Les effets pervers des accords de libre-échange

Pour toutes ces raisons et du fait que les Chambres d’agriculture sont aussi des organismes de conseil, la conférence de presse d’hier était surtout centrée sur la nécessité de protéger les paysans face à la multiplication des aléas climatiques. Cette année 2021 montre aussi que peu de paysans sont - du fait des faibles prix auxquels ils vendent leurs produits en capacité de financer une assurance permettant de compenser partiellement les pertes de récoltes imputables à des phénomènes climatiques comme les gelées tardives, les orages de grêle, les inondations, les sécheresses.

Le président des chambres a plaidé hier pour des aides plus conséquences du gouvernement. Il souhaite aussi des résultats concrets à l’issue du « Grenelle de l’eau » mis en place cette année par le ministre de l’Agriculture. Il a enfin évoqué la nécessité d’une diversification croissante des assolements qui se traduira par davantage de productions de protéines végétales en France et en Europe afin de moins dépendre du soja produit en Amérique du nord comme du sud.

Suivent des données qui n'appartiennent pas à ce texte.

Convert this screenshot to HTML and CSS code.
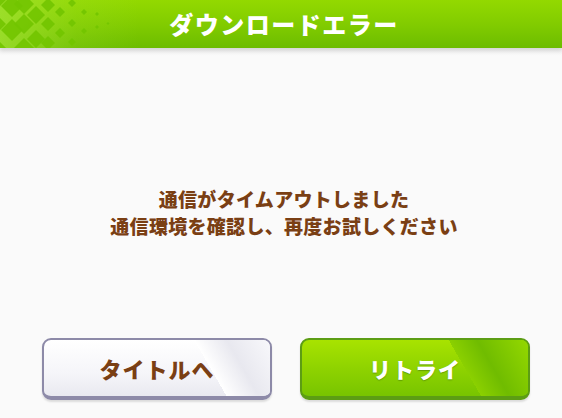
FILE: index.html
```html
<!DOCTYPE html>
<html lang="ja">
<head>
<meta charset="utf-8">
<link rel="stylesheet" href="styles.css">
</head>
<body>
<div class="dialog">
  <header class="header">
    <svg class="pattern" width="140" height="48" viewBox="0 0 140 48">
      <defs>
        <linearGradient id="fade" x1="0" x2="1" y1="0" y2="0">
          <stop offset="0" stop-color="#9fe030" stop-opacity="0.85"/>
          <stop offset="0.55" stop-color="#9fe030" stop-opacity="0.2"/>
          <stop offset="1" stop-color="#9fe030" stop-opacity="0"/>
        </linearGradient>
      </defs>
      <rect x="0" y="0" width="140" height="48" fill="url(#fade)"/>
      <g fill="#72c400" fill-opacity="0.9">
        <path d="M0 -6 l6 6 -6 6 -6 -6z"/>
        <path d="M0 18 l6 6 -6 6 -6 -6z"/>
        <path d="M0 42 l6 6 -6 6 -6 -6z"/>
        <path d="M12 -5 l11 11 -11 11 -11 -11z"/>
        <path d="M12 19 l11 11 -11 11 -11 -11z"/>
        <path d="M24 -6 l10 10 -10 10 -10 -10z"/>
        <path d="M24 14 l10 10 -10 10 -10 -10z"/>
        <path d="M24 38 l10 10 -10 10 -10 -10z"/>
        <path d="M36 6 l9 9 -9 9 -9 -9z"/>
        <path d="M36 30 l9 9 -9 9 -9 -9z"/>
        <path d="M48 -2 l7 7 -7 7 -7 -7z"/>
        <path d="M48 17 l7 7 -7 7 -7 -7z"/>
        <path d="M48 36 l7 7 -7 7 -7 -7z"/>
        <path d="M60 7 l5 5 -5 5 -5 -5z"/>
        <path d="M60 28 l5 5 -5 5 -5 -5z"/>
        <path d="M72 -1 l4 4 -4 4 -4 -4z"/>
        <path d="M72 19 l4 4 -4 4 -4 -4z"/>
        <path d="M72 38 l4 4 -4 4 -4 -4z"/>
        <path d="M84 9 l3 3 -3 3 -3 -3z"/>
        <path d="M84 28 l3 3 -3 3 -3 -3z"/>
        <path d="M97 12 l2 2 -2 2 -2 -2z"/>
        <path d="M97 25 l2 2 -2 2 -2 -2z"/>
        <path d="M108 22 l1.5 1.5 -1.5 1.5 -1.5 -1.5z"/>
      </g>
    </svg>
    <h1 class="title">ダウンロードエラー</h1>
  </header>
  <main class="body">
    <p class="message">通信がタイムアウトしました<br>通信環境を確認し、再度お試しください</p>
    <div class="buttons">
      <button class="btn btn-white"><span>タイトルへ</span></button>
      <button class="btn btn-green"><span>リトライ</span></button>
    </div>
  </main>
</div>
</body>
</html>
```

FILE: styles.css
```css
html, body {
  margin: 0;
  padding: 0;
}
body {
  width: 562px;
  height: 418px;
  overflow: hidden;
  background: #f8f8f8;
  font-family: "Noto Sans CJK JP", "Noto Sans", sans-serif;
}
.dialog {
  display: flex;
  flex-direction: column;
  height: 418px;
}
.header {
  position: relative;
  height: 48px;
  background: linear-gradient(#93d900, #82cc00 50%, #6cbc00);
  display: flex;
  align-items: center;
  justify-content: center;
  box-shadow: 0 3px 4px rgba(0,0,0,0.12);
  z-index: 1;
}
.pattern {
  position: absolute;
  left: 0;
  top: 0;
}
.title {
  position: relative;
  margin: 0;
  color: #fff;
  font-size: 24px;
  font-weight: 900;
  letter-spacing: 1.5px;
  line-height: 48px;
  padding-left: 6px;
}
.body {
  flex: 1;
  display: flex;
  flex-direction: column;
  background: linear-gradient(#f2f2f2, #fafafa 8px, #fafafa);
}
.message {
  margin: 137px 0 0;
  text-align: center;
  color: #7a3f14;
  font-size: 19px;
  font-weight: 900;
  line-height: 27px;
  letter-spacing: 0.3px;
  padding-left: 6px;
}
.buttons {
  display: flex;
  gap: 28px;
  padding-left: 42px;
  margin-top: 99px;
}
.btn {
  position: relative;
  width: 230px;
  height: 62px;
  border-radius: 9px;
  padding: 0;
  font-family: inherit;
  font-size: 22px;
  font-weight: 900;
  letter-spacing: 1px;
  overflow: hidden;
  display: flex;
  align-items: center;
  justify-content: center;
  box-shadow: 0 2px 2px rgba(0,0,0,0.12);
}
.btn span {
  position: relative;
}
.btn-white {
  color: #7a3f14;
  border: 2px solid #8d8aa8;
  border-bottom-width: 4px;
  background: linear-gradient(#ffffff, #f5f5f9 60%, #e9e9f0);
}
.btn-white::before {
  content: "";
  position: absolute;
  top: 0;
  bottom: 0;
  left: 150px;
  right: 0;
  background: linear-gradient(60deg, rgba(255,255,255,0) 0 30%, #ffffff 30%, #e8e8ef 60%, #f8f8fb 100%);
}
.btn-green {
  color: #fff;
  text-shadow: 0 1px 1px rgba(60,110,0,0.5);
  border: 2px solid #5c9d14;
  border-bottom-width: 4px;
  background: linear-gradient(#a8e300, #8fd300 50%, #78c400);
}
.btn-green::before {
  content: "";
  position: absolute;
  top: 0;
  bottom: 0;
  left: 145px;
  right: 0;
  background: linear-gradient(60deg, rgba(0,0,0,0) 0 30%, #8bd000 30%, #70bc00 55%, #94d800 100%);
}
```
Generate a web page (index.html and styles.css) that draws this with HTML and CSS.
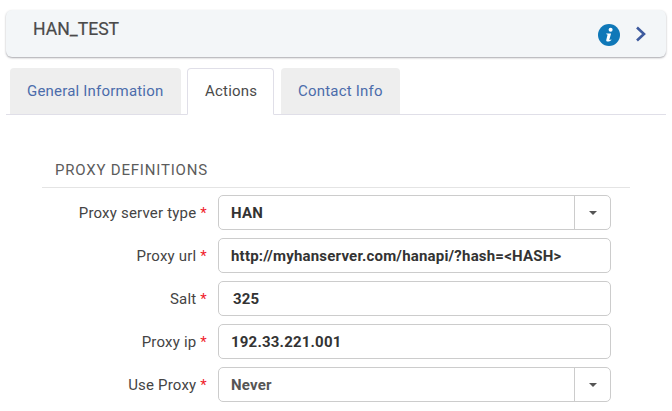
FILE: index.html
```html
<!DOCTYPE html>
<html lang="en">
<head>
<meta charset="utf-8">
<title>HAN_TEST</title>
<link rel="stylesheet" href="styles.css">
</head>
<body>
<header class="card">
  <h1 class="card-title">HAN_TEST</h1>
  <div class="card-icons">
    <svg class="info" width="22" height="22" viewBox="0 0 22 22"><circle cx="11" cy="11" r="11" fill="#0f78b8"/><circle cx="12.6" cy="5.8" r="2" fill="#fff"/><path d="M8.2 9.4h4.9l-1.7 6.1c-.1.5.3.6.7.4l1-.6.3.7c-1.200 1-2.400 1.600-3.700 1.600-1.200 0-1.700-.7-1.400-1.800l1.200-4.800c.1-.5-.2-.7-1.200-.8z" fill="#fff"/></svg>
    <svg class="chev" width="12" height="16" viewBox="0 0 12 16"><path d="M2 1.500 9 8l-7 6.500" fill="none" stroke="#3d5a9e" stroke-width="2.600"/></svg>
  </div>
</header>
<nav class="tabs">
  <a class="tab tab-first">General Information</a>
  <a class="tab tab-active">Actions</a>
  <a class="tab tab-last">Contact Info</a>
</nav>
<section class="section">
  <h2 class="section-title">PROXY DEFINITIONS</h2>
  <div class="form">
    <div class="row">
      <label class="label">Proxy server type <span class="req">*</span></label>
      <div class="field"><span class="value">HAN</span><span class="caret-box"><i class="caret"></i></span></div>
    </div>
    <div class="row">
      <label class="label">Proxy url <span class="req">*</span></label>
      <div class="field"><span class="value">http://myhanserver.com/hanapi/?hash=&lt;HASH&gt;</span></div>
    </div>
    <div class="row">
      <label class="label">Salt <span class="req">*</span></label>
      <div class="field"><span class="value value-salt">325</span></div>
    </div>
    <div class="row">
      <label class="label">Proxy ip <span class="req">*</span></label>
      <div class="field"><span class="value">192.33.221.001</span></div>
    </div>
    <div class="row">
      <label class="label">Use Proxy <span class="req">*</span></label>
      <div class="field"><span class="value value-muted">Never</span><span class="caret-box"><i class="caret"></i></span></div>
    </div>
  </div>
</section>
</body>
</html>
```

FILE: styles.css
```css
* { box-sizing: border-box; }
html, body { height: 100%; }
body {
  margin: 0;
  padding: 10px 6px 0;
  background: #fff;
  font-family: Roboto, "Liberation Sans", sans-serif;
  overflow: hidden;
}
.card {
  height: 47px;
  background: #f3f6f8;
  border-radius: 6px;
  box-shadow: 0 1px 2px 0 rgba(60, 60, 70, .45);
  display: flex;
  justify-content: space-between;
  padding: 0 19px 0 27px;
}
.card-title {
  margin: 9px 0 0;
  font-size: 17.600px;
  line-height: 20px;
  font-weight: 400;
  color: #4a4a4a;
  -webkit-text-stroke: .2px #4a4a4a;
}
.card-icons {
  display: flex;
  align-items: center;
  gap: 15px;
  padding-top: 3px;
}
.chev { margin-top: -2px; }
.tabs {
  margin-top: 11px;
  padding-left: 4px;
  height: 47px;
  display: flex;
  gap: 6px;
  border-bottom: 1px solid #e0dfe8;
}
.tab {
  height: 46px;
  padding: 0 17px;
  background: #eeeeee;
  border-radius: 4px 4px 0 0;
  font-size: 15px;
  line-height: 47px;
  color: #4b6cab;
  letter-spacing: .2px;
}
.tab-first { width: 171px; }
.tab-active {
  width: 87px;
  height: 47px;
  background: #fff;
  color: #4a4a4a;
  border: 1px solid #e0dfe8;
  border-bottom-color: #fff;
  line-height: 45px;
}
.tab-last { width: 119px; margin-left: 1px; }
.section { margin: 0 36px; }
.section-title {
  margin: 46px 0 0;
  padding: 0 0 8px 13px;
  height: 27px;
  font-size: 15px;
  line-height: 18px;
  font-weight: 400;
  letter-spacing: .8px;
  color: #5c5c5c;
  border-bottom: 1px solid #e4e4e4;
}
.form {
  margin-top: 7px;
  display: flex;
  flex-direction: column;
  gap: 8px;
}
.row {
  display: flex;
  align-items: center;
  gap: 11px;
}
.label {
  width: 165px;
  text-align: right;
  font-size: 15px;
  letter-spacing: .2px;
  color: #444;
  white-space: nowrap;
}
.req { color: #f01c2c; }
.field {
  width: 393px;
  height: 35px;
  border: 1px solid #cccccc;
  border-radius: 5px;
  display: flex;
  align-items: center;
  justify-content: space-between;
  background: #fff;
}
.value {
  padding-left: 12px;
  font-size: 15px;
  font-weight: 700;
  color: #333;
  letter-spacing: .2px;
}
.value-salt { padding-left: 14px; }
.value-muted { color: #555; }
.caret-box {
  width: 36px;
  height: 100%;
  border-left: 1px solid #cccccc;
  display: flex;
  align-items: center;
  justify-content: center;
}
.caret {
  width: 0;
  height: 0;
  border-left: 4px solid transparent;
  border-right: 4px solid transparent;
  border-top: 4px solid #555;
}
```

Hélas, rien n’indique que le texte de la réforme de la Politique agricole commune (PAC) qui sera appliquée entre 2023 et 2027 favorisera une telle orientation. Elle sera difficile à mettre en œuvre avec autant de déclinaisons nationales possibles dans les 27 pays membres de l’Union européenne. Surtout que ces pays membres continuent de mandater la Commission pour négocier des accords de libre-échange avec l’Australie et la Nouvelle Zélande après ceux qu’elle a signés avec le Canada et les pays du Mercosur sur fond de dumping social, fiscal et environnemental.

Mais cette question n’a guère été évoquée lors de la conférence de presse de rentrée du président de Chambres d’agriculture qui se voulait consensuelle et ouverte au dialogue.